Publicado 04/09/2024 00:00
Luís Vaz de Camões moldou as identidades portuguesa e lusófona, servindo como um espelho histórico, uma bússola moral e uma obra-prima literária atemporal. Mas o poeta anda meio esquecido. Nos 500 anos de seu nascimento, revisitei sua obra, e fiquei espantado pela variedade de suas facetas, influências e contribuições.
PublicidadeNascido em um período de grandes transformações, Camões foi testemunha e cronista da Era dos Descobrimentos. Portugal, nação que liderava as explorações marítimas, buscava afirmar sua identidade e poder por meio das conquistas ultramarinas. Educado nas letras clássicas pelo seu tio, reitor da Universidade de Coimbra, ele desenvolveu sua mente nas mais variadas artes e ciências.
Camões viveu no chamado Renascimento, um período marcado pela redescoberta dos valores greco-romanos, pela valorização do indivíduo e pelo florescimento das artes e das ciências. A influência de Petrarca, com o soneto, e de Ariosto, com a oitava, são evidentes na obra camoniana, que explora temas cosmográficos e simbólicos, típicos da época.
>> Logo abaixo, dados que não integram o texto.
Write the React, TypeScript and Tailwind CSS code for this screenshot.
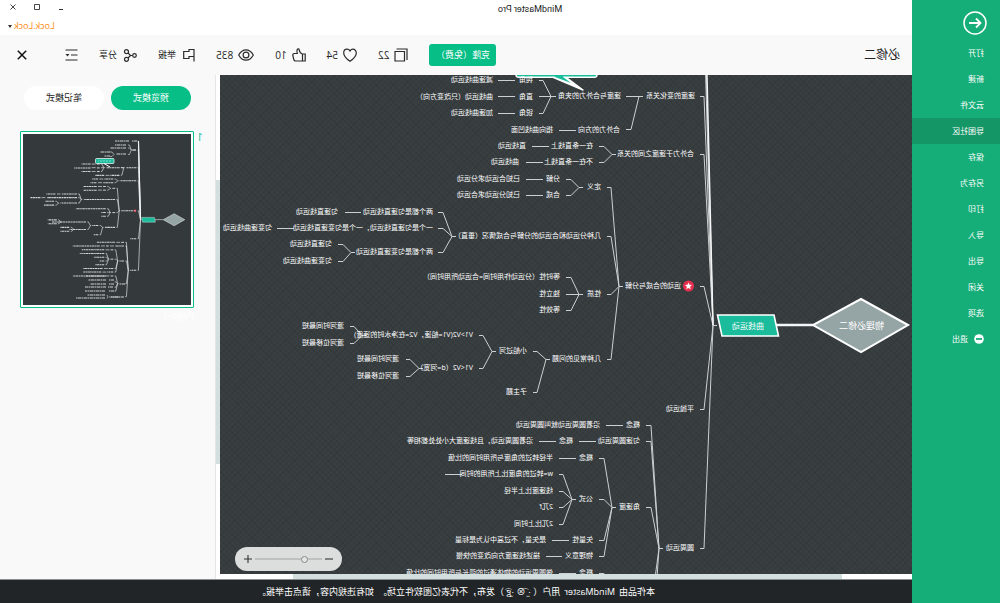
import { useState, type ReactNode } from "react";

type Topic = { x: number; y: number; text: string };
type Branch = { from: [number, number, number]; corner: number; end: number; ys: number[] };

const menuItems = ["打开", "新建", "云文件", "导图社区", "保存", "另存为", "打印", "导入", "导出", "关闭", "选项"];

const topics: Topic[] = [
  { x: 217, y: 21, text: "速度的变化关系" },
  { x: 291, y: 21, text: "速度与合外力的夹角" },
  { x: 379, y: 5, text: "钝角" },
  { x: 419, y: 5, text: "减速曲线运动" },
  { x: 379, y: 22, text: "直角" },
  { x: 419, y: 22, text: "曲线运动（只改变方向）" },
  { x: 379, y: 38, text: "锐角" },
  { x: 419, y: 38, text: "加速曲线运动" },
  { x: 292, y: 55, text: "合外力的方向" },
  { x: 359, y: 55, text: "指向曲线凹面" },
  { x: 218, y: 79, text: "合外力于速度之间的关系" },
  { x: 319, y: 71, text: "在一条直线上" },
  { x: 386, y: 71, text: "直线运动" },
  { x: 319, y: 87, text: "不在一条直线上" },
  { x: 393, y: 87, text: "曲线运动" },
  { x: 311, y: 112, text: "定义" },
  { x: 352, y: 104, text: "分解" },
  { x: 392, y: 104, text: "已知合运动求分运动" },
  { x: 352, y: 120, text: "合成" },
  { x: 392, y: 120, text: "已知分运动求合运动" },
  { x: 231, y: 211, text: "运动的合成与分解" },
  { x: 311, y: 161, text: "几种分运动和合运动的分解与合成情况（垂直）" },
  { x: 479, y: 137, text: "两个都是匀速直线运动" },
  { x: 574, y: 137, text: "匀速直线运动" },
  { x: 479, y: 153, text: "一个是匀速直线运动，一个是匀变速直线运动" },
  { x: 640, y: 153, text: "匀变速曲线运动" },
  { x: 479, y: 177, text: "两个都是匀变速直线运动" },
  { x: 580, y: 169, text: "匀速直线运动" },
  { x: 580, y: 186, text: "匀变速曲线运动" },
  { x: 311, y: 219, text: "性质" },
  { x: 352, y: 202, text: "等时性（分运动作用时间=合运动所用时间）" },
  { x: 352, y: 219, text: "独立性" },
  { x: 352, y: 235, text: "等效性" },
  { x: 311, y: 284, text: "几种常见的问题" },
  { x: 385, y: 276, text: "小船过河" },
  { x: 385, y: 317, text: "子主题" },
  { x: 439, y: 260, text: "V1>V2(V1=船速，V2=在净水时的速度)" },
  { x: 568, y: 251, text: "渡河时间最短" },
  { x: 568, y: 268, text: "渡河位移最短" },
  { x: 439, y: 293, text: "V1<V2（d=河宽）" },
  { x: 513, y: 284, text: "渡河时间最短" },
  { x: 513, y: 301, text: "渡河位移最短" },
  { x: 218, y: 334, text: "平抛运动" },
  { x: 218, y: 473, text: "圆周运动" },
  { x: 272, y: 350, text: "概念" },
  { x: 312, y: 350, text: "沿着圆周运动就叫圆周运动" },
  { x: 272, y: 366, text: "匀速圆周运动" },
  { x: 339, y: 366, text: "概念" },
  { x: 379, y: 366, text: "沿着圆周运动，且线速度大小处处都相等" },
  { x: 272, y: 432, text: "角速度" },
  { x: 319, y: 383, text: "概念" },
  { x: 359, y: 383, text: "半径转过的角度与所用时间的比值" },
  { x: 319, y: 424, text: "公式" },
  { x: 359, y: 399, text: "w=转过的角度比上所用的时间" },
  { x: 359, y: 416, text: "线速度比上半径" },
  { x: 359, y: 432, text: "2兀f" },
  { x: 359, y: 449, text: "2兀比上时间" },
  { x: 319, y: 465, text: "矢量性" },
  { x: 366, y: 465, text: "是矢量，不过高中认为是标量" },
  { x: 319, y: 481, text: "物理意义" },
  { x: 372, y: 481, text: "描述线速度方向改变的快慢" },
  { x: 319, y: 498, text: "概念" },
  { x: 359, y: 498, text: "做圆周运动的物体通过的弧长与所用时间的比值" },
];

/* from: [stub start, junction, y of the parent topic] */
const branches: Branch[] = [
  { from: [195, 199, 250], corner: 208, end: 212, ys: [-96, -55, 21, 79, 211, 334, 473] },
  { from: [269, 273, 21], corner: 281, end: 286, ys: [21, 54] },
  { from: [356, 361, 21], corner: 369, end: 373, ys: [5, 21, 38] },
  { from: [296, 300, 79], corner: 308, end: 313, ys: [71, 87] },
  { from: [329, 333, 112], corner: 341, end: 346, ys: [104, 120] },
  { from: [289, 293, 211], corner: 301, end: 305, ys: [112, 161, 219, 284] },
  { from: [456, 460, 161], corner: 469, end: 474, ys: [137, 153, 177] },
  { from: [557, 561, 177], corner: 569, end: 574, ys: [169, 186] },
  { from: [329, 333, 219], corner: 341, end: 346, ys: [202, 219, 235] },
  { from: [362, 366, 284], corner: 375, end: 379, ys: [276, 317] },
  { from: [416, 420, 276], corner: 429, end: 433, ys: [260, 293] },
  { from: [546, 550, 260], corner: 558, end: 562, ys: [251, 268] },
  { from: [489, 493, 293], corner: 502, end: 506, ys: [284, 301] },
  { from: [249, 253, 473], corner: 261, end: 266, ys: [350, 366, 432, 532, 589] },
  { from: [296, 300, 432], corner: 308, end: 313, ys: [383, 424, 465, 481] },
  { from: [336, 340, 424], corner: 349, end: 353, ys: [399, 416, 432, 449] },
  { from: [296, 300, 532], corner: 308, end: 313, ys: [498, 524, 548, 565] },
];

const connectors: [number, number, number][] = [
  [273, 285, 21], [397, 414, 5], [397, 414, 21], [397, 414, 38], [336, 353, 55],
  [363, 380, 71], [369, 386, 87], [369, 386, 104], [369, 386, 120], [551, 567, 137],
  [618, 635, 153], [289, 306, 350], [316, 333, 366], [356, 373, 366], [336, 353, 383],
  [450, 467, 399], [343, 360, 465], [350, 366, 481], [336, 353, 498],
];

const branchPath = branches
  .flatMap(({ from: [start, junction, y], corner, end, ys }) => [
    `M${start} ${y}H${junction}`,
    ...ys.map((cy) => `M${junction} ${y}L${corner} ${cy}H${end}`),
  ])
  .concat(connectors.map(([a, b, y]) => `M${a} ${y}H${b}`))
  .join("");

/* Topics that only the page overview shows: x, y, length */
const overviewRows: [number, number, number][] = [
  [54, 7, 5], [62, 7, 14], [55, 16, 4], [65, 11, 11], [65, 14, 16], [65, 20, 10],
  [81, 18, 10], [81, 22, 6], [66, 150, 6], [77, 146, 5], [85, 142, 20], [77, 150, 5],
  [85, 146, 18], [85, 150, 16], [78, 153, 5], [85, 153, 21], [77, 157, 5], [86, 157, 20],
  [67, 163, 13], [86, 161, 18], [86, 164, 29],
];

function MapShapes() {
  return (
    <>
      <path d="M99 250H136" stroke="#f4f6f6" strokeWidth="2.400" />
      <path d="M4 250L51 224L99 250L51 277Z" fill="#95a5a6" stroke="#fff" strokeWidth="2" />
      <path d="M138 240H194.500L190 261H133.500Z" fill="#1abc9c" stroke="#fff" strokeWidth="1.600" />
      <circle cx="223.500" cy="211" r="5.500" fill="#e6304f" />
      <path d="M223.500 207.500l1 2.300 2.500.2-1.900 1.700.6 2.500-2.200-1.300-2.200 1.300.6-2.500-1.900-1.700 2.500-.2z" fill="#fff" />
    </>
  );
}

function MindMap() {
  return (
    <div className="absolute inset-0 overflow-hidden text-[7px] text-white">
      <svg className="absolute top-0 left-0" width="692" height="499" fill="none" aria-hidden="true">
        <g transform="translate(0 .5)">
          <path d={branchPath} stroke="#cdd0d1" strokeWidth="1" />
        </g>
        <path d="M199 250L205 0" stroke="#f4f6f6" strokeWidth="1.400" />
        <path d="M315 -8V0Q315 2.300 318 2.300H393Q396 2.300 396 0V-8" fill="#1abc9c" stroke="#fff" strokeWidth="1.500" />
        <path d="M359 2.300L329 15L346 2.300" fill="#fff" stroke="#fff" strokeWidth="1.400" strokeLinejoin="round" />
        <path d="M357 0V2L341 8L349 2V0Z" fill="#1abc9c" />
        <MapShapes />
      </svg>
      {topics.map((t) => (
        <span
          key={`${t.x}-${t.y}`}
          className="absolute h-2 leading-2 whitespace-nowrap"
          style={{ left: t.x, top: t.y - 4 }}
        >
          {t.text}
        </span>
      ))}
      <span className="absolute top-[246px] left-[28px] text-[9px] leading-[10px] whitespace-nowrap">物理必修二</span>
      <span className="absolute top-[246px] left-[148px] text-[8px] leading-[10px] whitespace-nowrap">曲线运动</span>
    </div>
  );
}

function Overview() {
  return (
    <svg className="block w-full" viewBox="0 0 168 171" fill="none" aria-hidden="true">
      <g transform="translate(5.3 28.9) scale(.227)">
        <path d={branchPath} stroke="#dfe2e3" strokeWidth="3" />
        <path d="M199 250L208 -96" stroke="#f4f6f6" strokeWidth="5" />
        {topics.map((t) => (
          <path
            key={`${t.x}-${t.y}`}
            d={`M${t.x} ${t.y}h${t.text.length * 6.6}`}
            stroke="#ced2d4"
            strokeWidth="4.500"
            strokeDasharray="12 2 7 2"
          />
        ))}
        <MapShapes />
      </g>
      {overviewRows.map(([x, y, w]) => (
        <path key={`${x}-${y}`} d={`M${x} ${y}h${w}`} stroke="#ced2d4" strokeDasharray="3 .5 2 .5" />
      ))}
      <path
        d="M55 16h4.500M63 11h-1.500L59.700 16l1.800 4.500H63M59.700 16L61.500 14H63M77 20.500l2-2.500h2M77 20.500l2 2h2M72 163h10M83 163l1-2M83 163l1 1.500"
        stroke="#dfe2e3"
        strokeWidth=".6"
      />
      <rect x="77" y="24.500" width="18.500" height="5" rx="1" fill="#1abc9c" stroke="#fff" strokeWidth=".7" />
      <path d="M87 29.500L81 33" stroke="#fff" />
      <path d="M80 27h13" stroke="#7fdcca" strokeDasharray="2 1" />
    </svg>
  );
}

function Stat({ icon, label, name }: { icon: ReactNode; label: string; name: string }) {
  return (
    <button type="button" aria-label={name} className="flex items-center gap-[5px] text-[10px]">
      {icon}
      <span>{label}</span>
    </button>
  );
}

const stroke = { fill: "none", stroke: "#2b2b2b", strokeWidth: 1.2 } as const;

export default function App() {
  const [view, setView] = useState("preview");
  const [zoom, setZoom] = useState(24);
  const tab = "h-6 w-20 rounded-full text-[9px]";

  return (
    <div className="flex h-screen -scale-x-100 overflow-hidden bg-[#f9f9f9] font-['Open_Sans','Noto_Sans_CJK_SC',sans-serif] text-[#222]">
      <nav className="flex w-[88px] shrink-0 flex-col bg-[#16ae78] text-[8px] text-white">
        <button type="button" aria-label="返回" className="mt-[11px] mb-[5px] ml-[13px] size-6">
          <svg viewBox="0 0 24 24" fill="none" stroke="#fff" strokeWidth="1.500">
            <circle cx="12" cy="12" r="11" />
            <path d="M18 12H6.500M11 7.500L6.500 12L11 16.500" strokeWidth="1.800" />
          </svg>
        </button>
        {menuItems.map((item) => (
          <a
            key={item}
            href="#"
            className={
              item === "导图社区"
                ? "flex h-[26px] items-center bg-[#149667] pl-4"
                : "flex h-[26px] items-center pl-4"
            }
          >
            {item}
          </a>
        ))}
        <a href="#" className="flex h-[26px] items-center gap-[6px] pl-4">
          <svg className="size-[10px]" viewBox="0 0 10 10">
            <circle cx="5" cy="5" r="4.800" fill="#fff" />
            <path d="M2 5H8" stroke="#16ae78" strokeWidth="1.800" />
          </svg>
          退出
        </a>
      </nav>

      <div className="flex min-w-0 flex-1 flex-col">
        <header className="flex h-[35px] shrink-0 bg-white">
          <h1 className="flex-1 pr-[76px] text-center font-[Roboto,sans-serif] text-[9px] leading-[18px]">MindMaster Pro</h1>
          <div className="flex w-[72px] flex-col items-end gap-2 pt-[2px] pr-2">
            <div className="flex gap-[14px]">
              <button type="button" aria-label="最小化">
                <svg className="size-[10px]" viewBox="0 0 10 10"><path d="M3 7.500H7" stroke="#333" /></svg>
              </button>
              <button type="button" aria-label="最大化">
                <svg className="size-[10px]" viewBox="0 0 10 10"><path d="M2.500 2.500H7.500V7.500H2.500Z" fill="none" stroke="#333" strokeWidth=".9" /></svg>
              </button>
              <button type="button" aria-label="关闭窗口">
                <svg className="size-[10px]" viewBox="0 0 10 10"><path d="M2.500 2.500L7.500 7.500M7.500 2.500L2.500 7.500" stroke="#333" strokeWidth=".9" /></svg>
              </button>
            </div>
            <button type="button" className="flex items-center gap-[2px] text-[9px] leading-3 font-medium text-[#ff8c14]">
              Lock.Lock
              <svg className="h-[3px] w-1" viewBox="0 0 4 3"><path d="M0 0H4L2 3Z" fill="#333" /></svg>
            </button>
          </div>
        </header>

        <div className="flex h-10 shrink-0 items-center pr-[17px] pl-3">
          <h2 className="mr-auto text-[12px]">必修二</h2>
          <div className="flex items-center gap-[21px]">
            <button type="button" className="h-[22px] w-[67px] rounded-[3px] bg-[#06be86] text-[9px] text-white">
              克隆（免费）
            </button>
            <Stat
              name="克隆数"
              label="22"
              icon={
                <svg className="size-[14px]" viewBox="0 0 14 14" {...stroke}>
                  <path d="M3.500 3.500H13V13H3.500Z" />
                  <path d="M1 12V1H11.500" />
                </svg>
              }
            />
            <Stat
              name="收藏数"
              label="54"
              icon={
                <svg className="size-[14px]" viewBox="0 0 14 14" {...stroke}>
                  <path d="M7 13.200C3.500 10.800.7 8 .7 4.900.7 2.700 2.300 1.200 4.100 1.200 5.300 1.200 6.400 1.900 7 3 7.600 1.900 8.700 1.200 9.900 1.200 11.700 1.200 13.300 2.700 13.300 4.900 13.300 8 10.500 10.800 7 13.200Z" />
                </svg>
              }
            />
            <Stat
              name="点赞数"
              label="10"
              icon={
                <svg className="size-[14px]" viewBox="0 0 14 14" {...stroke}>
                  <path d="M.8 6H3.500V13H.8ZM3.500 12.800L5.500 13H10.500C11.500 13 12 12.300 12.200 11.500L13.200 7.500C13.400 6.300 12.700 5.500 11.800 5.500H8.700C9.200 4 9.200 2.500 8.800 1.500 8.400.7 7 .7 6.800 1.700 6.600 3.700 5.500 5.300 3.500 6.200" />
                </svg>
              }
            />
            <Stat
              name="浏览数"
              label="835"
              icon={
                <svg className="h-[14px] w-4" viewBox="0 0 16 14" {...stroke}>
                  <path d="M.7 7C2.500 3.700 5 1.800 8 1.800S13.500 3.700 15.300 7C13.500 10.300 11 12.200 8 12.200S2.500 10.300.7 7Z" />
                  <circle cx="8" cy="7" r="2.900" />
                </svg>
              }
            />
            <button type="button" className="flex items-center gap-[7px] text-[9px]">
              <svg className="h-[14px] w-3" viewBox="0 0 12 14" {...stroke}>
                <path d="M1 13.500V1.500H6V3.500H11.300V10.500H6V8.500H1" />
              </svg>
              举报
            </button>
            <button type="button" className="flex items-center gap-[6px] text-[9px]">
              <svg className="h-[13px] w-[14px]" viewBox="0 0 14 13" {...stroke}>
                <circle cx="2.500" cy="6.500" r="1.800" />
                <circle cx="10.500" cy="2.700" r="2" />
                <circle cx="10.500" cy="10.300" r="2" />
                <path d="M4.300 6.500H6.500L9 4M6.500 6.500L9 9" />
              </svg>
              分享
            </button>
            <button type="button" aria-label="目录">
              <svg className="block h-3 w-[13px]" viewBox="0 0 13 12" {...stroke}>
                <path d="M.5 1H12.500M.5 6H7M.5 11H12.500" />
                <path d="M8.500 5H12.500L10.500 7.500Z" fill="#2b2b2b" stroke="none" />
              </svg>
            </button>
            <button type="button" aria-label="关闭" className="ml-[17px]">
              <svg className="block size-[10px]" viewBox="0 0 10 10" stroke="#111" strokeWidth="1.500">
                <path d="M.8.8L9.200 9.200M9.200.8L.8 9.200" />
              </svg>
            </button>
          </div>
        </div>

        <div className="flex min-h-0 flex-1">
          <main className="flex min-w-0 flex-1 flex-col">
            <div className="flex min-h-0 flex-1">
              <div className="relative flex-1 bg-[#393e41] bg-[image:repeating-linear-gradient(45deg,rgba(0,0,0,0.07)_0_1px,transparent_1px_4px),repeating-linear-gradient(-45deg,rgba(0,0,0,0.07)_0_1px,transparent_1px_4px)]">
                <MindMap />
                <div className="absolute right-[15px] bottom-[3px] flex h-6 w-[107px] items-center justify-between rounded-full bg-[#dcdddd] px-[9px]">
                  <button type="button" aria-label="缩小">
                    <svg className="block size-2" viewBox="0 0 8 8" stroke="#333" strokeWidth="1.100"><path d="M0 4H8" /></svg>
                  </button>
                  <input
                    type="range"
                    aria-label="缩放"
                    value={zoom}
                    onChange={(e) => setZoom(Number(e.target.value))}
                    className="h-[2px] w-[67px] appearance-none bg-[#bfc1c1] [&::-webkit-slider-thumb]:size-[7px] [&::-webkit-slider-thumb]:appearance-none [&::-webkit-slider-thumb]:rounded-full [&::-webkit-slider-thumb]:border [&::-webkit-slider-thumb]:border-[#888] [&::-webkit-slider-thumb]:bg-[#e4e5e5]"
                  />
                  <button type="button" aria-label="放大">
                    <svg className="block size-2" viewBox="0 0 8 8" stroke="#333" strokeWidth="1.100"><path d="M0 4H8M4 0V8" /></svg>
                  </button>
                </div>
              </div>
              <div className="flex w-1 flex-col bg-white">
                <div className="h-[21%]" />
                <div className="h-[57%] bg-[#d3dfdf]" />
              </div>
            </div>
            <div className="flex h-[5px] shrink-0 bg-white">
              <div className="w-[10%]" />
              <div className="w-[79%] bg-[#d3dfdf]" />
            </div>
          </main>

          <aside className="w-[216px] shrink-0 border-l border-[#e2e6e6]">
            <div className="flex justify-center gap-[7px] pt-[11px]">
              <button
                type="button"
                onClick={() => setView("preview")}
                className={view === "preview" ? `${tab} bg-[#06be86] text-white` : `${tab} bg-white`}
              >
                预览模式
              </button>
              <button
                type="button"
                onClick={() => setView("notes")}
                className={view === "notes" ? `${tab} bg-[#06be86] text-white` : `${tab} bg-white`}
              >
                笔记模式
              </button>
            </div>
            <div className="flex gap-[2px] pt-[21px] pl-3">
              <span className="w-[7px] text-[11px] leading-3 text-[#1abc9c]">1</span>
              <figure className="w-[174px]">
                <div className="rounded-[1px] border border-[#06be86] bg-white p-[2px]">
                  <div className="bg-[#34393c]">
                    <Overview />
                  </div>
                </div>
                <figcaption className="text-[10px] leading-[14px] text-white">Page-1</figcaption>
              </figure>
            </div>
          </aside>
        </div>

        <footer className="flex h-6 shrink-0 items-center justify-center border-t border-[#8a8f91] bg-[#212527] text-[9px] text-white">
          <p className="flex gap-1">
            <span>本作品由</span>
            <span>MindMaster</span>
            <span>用户（ &middot;̫͡ ⊗ &middot;̫͡g ）发布，不代表亿图软件立场。</span>
            <span>如有违规内容，请点击举报。</span>
          </p>
        </footer>
      </div>
    </div>
  );
}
As aventuras de Camões, em suas viagens por África, Índia e Extremo Oriente, o capacitaram com a matéria-prima que preencheu sua imaginação, dando a perspectiva necessária para compor Os Lusíadas. Com suas 8816 linhas de versos decassílabos em oitavas, Camões utilizou uma técnica poética rigorosa que dialoga diretamente com os grandes épicos da literatura mundial, como a Ilíada de Homero e a Eneida de Virgílio. Buscou a Beleza, mas também o Bem.
Os Lusíadas é mais do que uma exaltação das glórias portuguesas. Em muitos aspectos, a obra reflete a mediocridade da época de Camões, como observado por seu biógrafo João Morgado. O épico serve como um espelho de povos, a partir do qual os leitores são convidados a comparar suas realizações, enquanto povo, com as glórias dos lusíadas. Foi celebrando a grandeza de Portugal, que Camões advertiu seus leitores sobre os perigos da corrupção e do excesso de ambição.
A obra de Camões moldou o cânone da língua portuguesa, diferenciando-a do castelhano e do latim, mas também influenciou profundamente a cultura e a identidade de Portugal e de suas colônias. Sua poesia foi retratada na arte, na música e até no cinema. Ele ajudou a consolidar uma visão de mundo, um ethos que ainda ressoa com os leitores contemporâneos, que olham para as grandezas de outrora buscando inspiração para o mundo de hoje.
A relevância de Camões não se restringe ao passado. No Dia de Portugal, de Camões e das Comunidades Portuguesas, celebrado em 10 de junho, a nação portuguesa se une para homenagear não apenas o poeta, mas também a língua e a cultura que ele ajudou a moldar. Além disso, a primeira edição de Os Lusíadas está cuidadosamente preservada na Biblioteca Nacional, um tesouro literário que continua a ser fonte de inspiração para gerações de escritores e leitores.
O Prêmio Camões, criado em 1988, é outra prova da perpetuidade da obra camoniana. Destinado a autores de língua portuguesa que tenham contribuído para o enriquecimento do patrimônio literário e cultural da lusofonia, o prêmio já consagrou figuras como Jorge Amado, Mia Couto e Lygia Fagundes Telles. Em 2020, a comissão responsável pela definição do premiado elegeu um camoniano: o dr. Vitor Manuel de Aguiar e Silva. Tive a honra de lhe dar notícia, como presidente da BN e representante do Brasil para a gestão do prêmio.
Outro ponto de grande interesse é a biografia de João Morgado sobre Camões, que vai além da mera estética literária. Ela revela como o poeta utilizou sua obra para criticar seu tempo, trazendo à luz as glórias passadas e as falhas presentes, em um esforço para orientar a moral e a política de sua época.
Assim como Alexandre, o Grande, encontrava inspiração e sabedoria em A Ilíada, e Júlio César na história de Alexander, nós, lusófonos, encontramos em Os Lusíadas uma fonte de inspiração moral. Dizem até que Pedro II pediu enfaticamente que trouxessem a ele sua edição rara de Os Lusíadas, antes do exílio.
Camões nos instiga a pensar que a verdadeira grandeza não está nas conquistas individuais mais mundanas, e sim naquelas que, feitas em conjunto, em meio a cristianíssimos sacrifícios de toda ordem, transcendem o tempo, fazendo de homens deuses, ideal de vida pagão.
Celebrado este ano por seus 500 anos de nascimento, Camões nos legou uma obra que não é apenas um monumento literário, nem um mero ufanista, mas um espelho para os povos de língua portuguesa. E, por que não, para todos os povos.